Crème Brûlée, while also relatively simple in concept, requires more precision and attention to detail. The baking process in a water bath demands careful monitoring to prevent overcooking. Furthermore, achieving the perfect brittle sugar crust requires practice and a reliable kitchen torch or broiler technique. Therefore, while the initial steps are similar, the final caramelization step can be more challenging and potentially intimidating for novice cooks.

How do the flavor profiles of Leche Flan and Crème Brûlée compare?

Leche Flan offers a distinctively sweet and milky flavor profile, largely attributable to the condensed and evaporated milk. The vanilla extract enhances the overall sweetness and adds a subtle aromatic note. The caramelized sugar provides a contrasting bittersweet element that complements the creamy custard. The overall flavor is rich, comforting, and reminiscent of classic Filipino desserts.

Crème Brûlée, in contrast, presents a richer and more subtly sweet flavor profile. The heavy cream provides a luxurious, dairy-forward base, while the granulated sugar offers a clean sweetness. The optional addition of citrus zest or other flavorings allows for greater customization and complexity. The burnt sugar topping contributes a crucial bitter-sweet contrast that balances the richness of the custard, creating a sophisticated and elegant dessert.

Can Leche Flan or Crème Brûlée be easily adapted for different dietary restrictions?

Adapting both Leche Flan and Crème Brûlée for specific dietary restrictions presents challenges but is not impossible. Leche Flan, with its reliance on condensed and evaporated milk, poses a significant hurdle for lactose-free diets. Alternatives like coconut milk or lactose-free dairy products can be used, but they will alter the flavor and texture. Sugar-free versions can be made with artificial sweeteners, but the caramelization process may be affected.

Crème Brûlée, while also dairy-based, offers slightly more flexibility. Lactose-free heavy cream can be substituted, although it may affect the texture slightly.

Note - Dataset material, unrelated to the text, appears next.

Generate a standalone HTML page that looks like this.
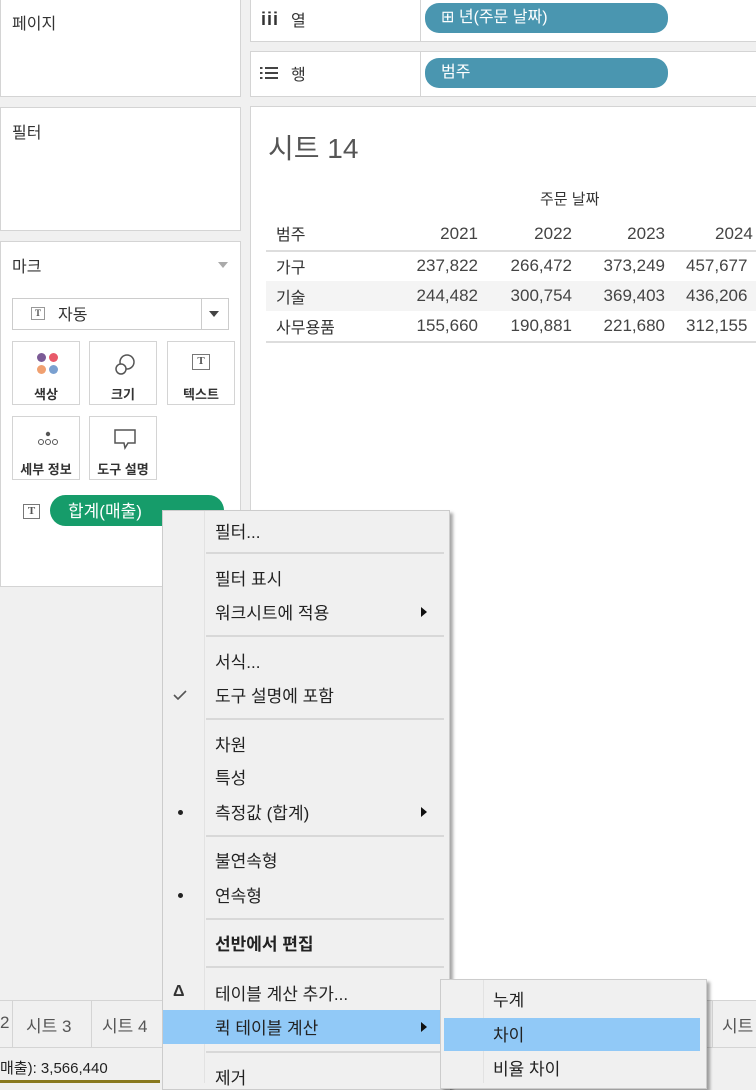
<!DOCTYPE html>
<html><head><meta charset="utf-8"><style>
*{margin:0;padding:0;box-sizing:border-box}
body{width:756px;height:1083px;overflow:hidden;background:#f0f0f0;position:relative;font-family:"Liberation Sans","Noto Sans CJK KR",sans-serif;color:#333}
.a{position:absolute}
.card{position:absolute;background:#fff;border:1px solid #d4d4d4}
.t{position:absolute;white-space:nowrap}
.pill{position:absolute;background:#4a96b0;color:#fff;border-radius:14px;font-size:16px;padding-left:16px;line-height:30px}
.btn{position:absolute;background:#fff;border:1px solid #d4d4d4;width:68px;height:64px;font-size:13px;font-weight:bold;text-align:center}
.btn span{position:absolute;left:0;right:0;top:42px}
.num{position:absolute;font-size:17px;text-align:right;width:100px;color:#444}
.mi{position:absolute;left:215px;font-size:17px;color:#222;white-space:nowrap}
.sep{position:absolute;left:206px;width:238px;height:2px;background:#d8d8d8}
.ti{position:absolute;width:18px;height:16px;border:1.5px solid #777;font-size:11px;line-height:13px;text-align:center;color:#555;font-family:"Liberation Serif",serif;font-weight:bold}
.arr{position:absolute;left:421px;width:0;height:0;border-top:5px solid transparent;border-bottom:5px solid transparent;border-left:6px solid #111}
</style></head><body>
<div class="card" style="left:0;top:-2px;width:241px;height:99px"></div>
<div class="t" style="left:12px;top:10px;font-size:16px">페이지</div>
<div class="card" style="left:0;top:107px;width:241px;height:124px"></div>
<div class="t" style="left:12px;top:119px;font-size:16px">필터</div>
<div class="card" style="left:0;top:241px;width:241px;height:346px"></div>
<div class="t" style="left:12px;top:253px;font-size:16px">마크</div>
<div class="a" style="left:218px;top:262px;border-left:5px solid transparent;border-right:5px solid transparent;border-top:6px solid #aaa"></div>
<div class="a" style="left:12px;top:298px;width:217px;height:32px;border:1px solid #ccc;background:#fff"></div>
<div class="a" style="left:201px;top:299px;width:1px;height:30px;background:#ccc"></div>
<div class="a" style="left:209px;top:311px;border-left:5px solid transparent;border-right:5px solid transparent;border-top:6px solid #444"></div>
<div class="ti" style="left:31px;top:307px;width:14px;height:13px;font-size:9px;line-height:10px;border-color:#999">T</div>
<div class="t" style="left:58px;top:301px;font-size:16px">자동</div>
<div class="btn" style="left:12px;top:341px"><span>색상</span>
<div class="a" style="left:24px;top:11px;width:9px;height:9px;border-radius:50%;background:#7b5b96"></div>
<div class="a" style="left:36px;top:11px;width:9px;height:9px;border-radius:50%;background:#e85a6a"></div>
<div class="a" style="left:24px;top:23px;width:9px;height:9px;border-radius:50%;background:#f0a070"></div>
<div class="a" style="left:36px;top:23px;width:9px;height:9px;border-radius:50%;background:#7aa0d0"></div></div>
<div class="btn" style="left:89px;top:341px"><span>크기</span>
<svg class="a" style="left:22px;top:10px" width="26" height="26"><circle cx="15" cy="10" r="7" fill="none" stroke="#555" stroke-width="1.5"/><circle cx="9" cy="17" r="5" fill="#fff" stroke="#555" stroke-width="1.5"/></svg></div>
<div class="btn" style="left:167px;top:341px"><span>텍스트</span><div class="ti" style="left:24px;top:12px">T</div></div>
<div class="btn" style="left:12px;top:416px"><span>세부 정보</span>
<svg class="a" style="left:22px;top:10px" width="26" height="26"><circle cx="13" cy="7" r="2.2" fill="#555"/><circle cx="6" cy="15" r="2.5" fill="none" stroke="#555"/><circle cx="13" cy="15" r="2.5" fill="none" stroke="#555"/><circle cx="20" cy="15" r="2.5" fill="none" stroke="#555"/></svg></div>
<div class="btn" style="left:89px;top:416px"><span>도구 설명</span>
<svg class="a" style="left:22px;top:10px" width="26" height="26"><path d="M3 3h20v13h-7l-3 5l-1-5H3z" fill="none" stroke="#555" stroke-width="1.5"/></svg></div>
<div class="ti" style="left:23px;top:504px;width:17px;height:15px">T</div>
<div class="a" style="left:50px;top:495px;width:174px;height:31px;background:#169c6a;border-radius:16px"></div>
<div class="t" style="left:68px;top:497px;font-size:17px;color:#fff">합계(매출)</div>
<div class="card" style="left:250px;top:-2px;width:510px;height:44px"></div>
<div class="a" style="left:420px;top:0;width:1px;height:41px;background:#d4d4d4"></div>
<div class="t" style="left:261px;top:9px;font-size:18px;font-weight:bold;letter-spacing:1px">iii</div>
<div class="t" style="left:291px;top:7px;font-size:16px">열</div>
<div class="pill" style="left:425px;top:3px;width:243px">⊞ 년(주문 날짜)</div>
<div class="card" style="left:250px;top:51px;width:510px;height:46px"></div>
<div class="a" style="left:420px;top:52px;width:1px;height:44px;background:#d4d4d4"></div>
<svg class="a" style="left:260px;top:66px" width="18" height="14"><g fill="#444"><rect x="0" y="1" width="2.5" height="2"/><rect x="0" y="6" width="2.5" height="2"/><rect x="0" y="11" width="2.5" height="2"/><rect x="5" y="1" width="13" height="2"/><rect x="5" y="6" width="13" height="2"/><rect x="5" y="11" width="13" height="2"/></g></svg>
<div class="t" style="left:291px;top:61px;font-size:16px">행</div>
<div class="pill" style="left:425px;top:58px;width:243px">범주</div>
<div class="card" style="left:250px;top:106px;width:510px;height:895px"></div>
<div class="t" style="left:268px;top:127px;font-size:28px;color:#555">시트 14</div>
<div class="t" style="left:540px;top:188px;font-size:15px">주문 날짜</div>
<div class="t" style="left:276px;top:221px;font-size:16px">범주</div>
<div class="num" style="left:378px;top:224px">2021</div>
<div class="num" style="left:472px;top:224px">2022</div>
<div class="num" style="left:565px;top:224px">2023</div>
<div class="t" style="left:715px;top:224px;font-size:17px;color:#444">2024</div>
<div class="a" style="left:266px;top:250px;width:490px;height:2px;background:#ddd"></div>
<div class="a" style="left:266px;top:281px;width:490px;height:30px;background:#f4f4f4"></div>
<div class="a" style="left:266px;top:341px;width:490px;height:2px;background:#ddd"></div>
<div class="t" style="left:276px;top:254px;font-size:16px">가구</div>
<div class="t" style="left:276px;top:284px;font-size:16px">기술</div>
<div class="t" style="left:276px;top:314px;font-size:16px">사무용품</div>
<div class="num" style="left:378px;top:256px">237,822</div><div class="num" style="left:472px;top:256px">266,472</div><div class="num" style="left:565px;top:256px">373,249</div><div class="t" style="left:686px;top:256px;font-size:17px;color:#444">457,677</div>
<div class="num" style="left:378px;top:286px">244,482</div><div class="num" style="left:472px;top:286px">300,754</div><div class="num" style="left:565px;top:286px">369,403</div><div class="t" style="left:686px;top:286px;font-size:17px;color:#444">436,206</div>
<div class="num" style="left:378px;top:316px">155,660</div><div class="num" style="left:472px;top:316px">190,881</div><div class="num" style="left:565px;top:316px">221,680</div><div class="t" style="left:686px;top:316px;font-size:17px;color:#444">312,155</div>
<div class="a" style="left:0;top:1000px;width:756px;height:47px;background:#f0f0f0;border-top:1px solid #d4d4d4"></div>
<div class="a" style="left:12px;top:1001px;width:1px;height:46px;background:#d4d4d4"></div>
<div class="a" style="left:91px;top:1001px;width:1px;height:46px;background:#d4d4d4"></div>
<div class="t" style="left:0;top:1013px;font-size:17px;color:#555">2</div>
<div class="t" style="left:26px;top:1012px;font-size:17px;color:#555">시트 3</div>
<div class="t" style="left:102px;top:1012px;font-size:17px;color:#555">시트 4</div>
<div class="a" style="left:712px;top:1001px;width:1px;height:46px;background:#d4d4d4"></div>
<div class="t" style="left:722px;top:1012px;font-size:17px;color:#555">시트</div>
<div class="a" style="left:0;top:1047px;width:756px;height:36px;background:#f0f0f0;border-top:1px solid #d4d4d4"></div>
<div class="t" style="left:0;top:1057px;font-size:15px;color:#222">매출): 3,566,440</div>
<div class="a" style="left:0;top:1080px;width:160px;height:3px;background:#8a7a20"></div>
<div class="a" style="left:162px;top:510px;width:288px;height:580px;background:#f0f0f0;border:1px solid #ccc;box-shadow:3px 3px 3px rgba(0,0,0,.35)"></div>
<div class="a" style="left:204px;top:511px;width:1px;height:572px;background:#e2e2e2"></div>
<div class="mi" style="top:518px">필터...</div>
<div class="sep" style="top:552px"></div>
<div class="mi" style="top:565px">필터 표시</div>
<div class="mi" style="top:599px">워크시트에 적용</div>
<div class="arr" style="top:607px"></div>
<div class="sep" style="top:635px"></div>
<div class="mi" style="top:648px">서식...</div>
<svg class="a" style="left:173px;top:690px" width="14" height="10"><path d="M1 5l4 4l8-8" fill="none" stroke="#555" stroke-width="1.6"/></svg>
<div class="mi" style="top:682px">도구 설명에 포함</div>
<div class="sep" style="top:718px"></div>
<div class="mi" style="top:731px">차원</div>
<div class="mi" style="top:764px">특성</div>
<div class="a" style="left:178px;top:810px;width:5px;height:5px;border-radius:50%;background:#222"></div>
<div class="mi" style="top:799px">측정값 (합계)</div>
<div class="arr" style="top:807px"></div>
<div class="sep" style="top:835px"></div>
<div class="mi" style="top:847px">불연속형</div>
<div class="a" style="left:178px;top:893px;width:5px;height:5px;border-radius:50%;background:#222"></div>
<div class="mi" style="top:882px">연속형</div>
<div class="sep" style="top:918px"></div>
<div class="mi" style="top:930px;font-weight:bold">선반에서 편집</div>
<div class="sep" style="top:966px"></div>
<div class="t" style="left:173px;top:983px;font-size:16px;font-weight:bold">Δ</div>
<div class="mi" style="top:980px">테이블 계산 추가...</div>
<div class="a" style="left:163px;top:1010px;width:278px;height:34px;background:#91c9f7"></div>
<div class="mi" style="top:1014px">퀵 테이블 계산</div>
<div class="arr" style="top:1022px"></div>
<div class="sep" style="top:1051px"></div>
<div class="mi" style="top:1064px">제거</div>
<div class="a" style="left:440px;top:979px;width:267px;height:110px;background:#f0f0f0;border:1px solid #ccc;box-shadow:3px 3px 3px rgba(0,0,0,.35)"></div>
<div class="a" style="left:483px;top:980px;width:1px;height:103px;background:#e2e2e2"></div>
<div class="t" style="left:493px;top:986px;font-size:17px;color:#222">누계</div>
<div class="a" style="left:444px;top:1018px;width:256px;height:33px;background:#91c9f7"></div>
<div class="t" style="left:493px;top:1021px;font-size:17px;color:#222">차이</div>
<div class="t" style="left:493px;top:1055px;font-size:17px;color:#222">비율 차이</div>
</body></html>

Sugar-free versions are possible with sugar substitutes that can caramelize, such as erythritol or allulose, although the result might differ from traditional caramelized sugar. Both desserts can be modified to accommodate some dietary restrictions, but significant alterations may impact the final product.

Which dessert has more cultural significance?

Both Leche Flan and Crème Brûlée boast significant cultural relevance, albeit in different regions. Leche Flan holds a prominent place in Filipino cuisine, deeply embedded in celebrations and special occasions. It is considered a quintessential dessert, often served during holidays like Christmas and birthdays. Its presence reflects the Filipino culinary heritage and the influence of Spanish colonization.

Crème Brûlée is a classic French dessert, cherished for its elegance and sophistication. It is a staple in French restaurants and frequently features on dessert menus worldwide. Crème Brûlée represents the refined artistry of French pastry making and embodies a sense of culinary tradition. While Leche Flan is more localized in its cultural significance, Crème Brûlée enjoys broader recognition and appreciation across different cultures.